Most people know that the diamonds they see inside a jewellery store look nothing like what was pulled out of the mine weeks, months, or years before. There’s a complex process that occurs between the stone’s retrieval from the Earth and the brilliant finished product that rests in a jeweller’s case.

But, what exactly is involved in this process of diamond cutting? How are diamonds transformed from rough, shapeless blobs into shiny, beautifully shaped cuts that will serve as a focal point on a stunning piece of jewellery?



Before a diamond is cut, considerable planning goes into just how the gem will be shaped. Expert diamond cutters evaluate the rough to determine which cut, or shape, is best suited for the stone. The goal is to create a finished product that maximises the rough and leads to the least amount of waste. A special machine, called a Sarin, is used to gather the stone’s exact measurements. These figures are then input into computer software that creates a 3D rendering of the diamond that helps the cutter determine the best possible cut.


Cleaving and sawing

Once a plan has been formulated that will take advantage of most of the rough, the diamond is cleaved. During this stage, the diamond cutter uses special equipment to split the diamond at its weakest point into more workable pieces. Sometimes, diamonds must be sawed if there is no plane of weakness where they can be cleaved. Because diamonds are the hardest natural material on Earth, only other diamonds can cut them. Diamond-bladed edges are used on the equipment to make the cuts. In some cases, special lasers may be used to assist in this process.



Bruiting, also known as girdling, occurs next in the cutting process.

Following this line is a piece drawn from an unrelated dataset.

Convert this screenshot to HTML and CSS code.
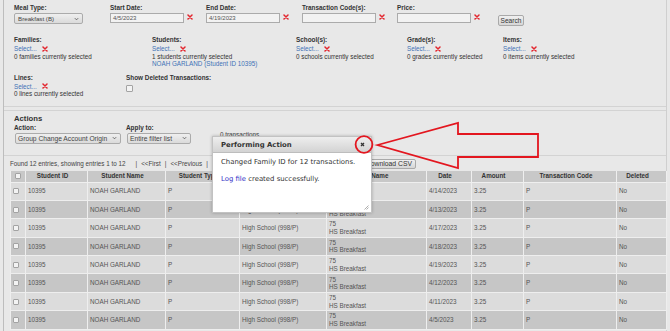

This step involves shaping the diamonds in round pieces that will undergo further shaping and polishing later on. Bruiting is performed by placing two cleaved stones on opposite sides of a lathe, or spinning axle. The diamonds are then turned in opposite directions, grinding against each other with each revolution to create the desired rounded shape.



After bruting, the diamond’s facets are carefully formed during the polishing stage. A diamond polishing wheel is used to smooth the stone into the various facets and create the flat and reflective surfaces of the gem. A coarse diamond powder is used during this process to give the stone its final polished appearance.



The final stage of diamond cutting involves no cutting at all. This is the inspection stage, where the finished product is evaluated to ensure it meets the manufacturer’s specifications. If it doesn’t, then it’s back to the polishing wheel for touch-up work. Once the diamond is approved, it is sent to a gemological lab where it is graded and assigned value. From there, the stone continues its journey to a jeweller, where it will ultimately end up as a ring, earring, necklace, bracelet or another piece of jewellery that someone will choose to treasure for years to come.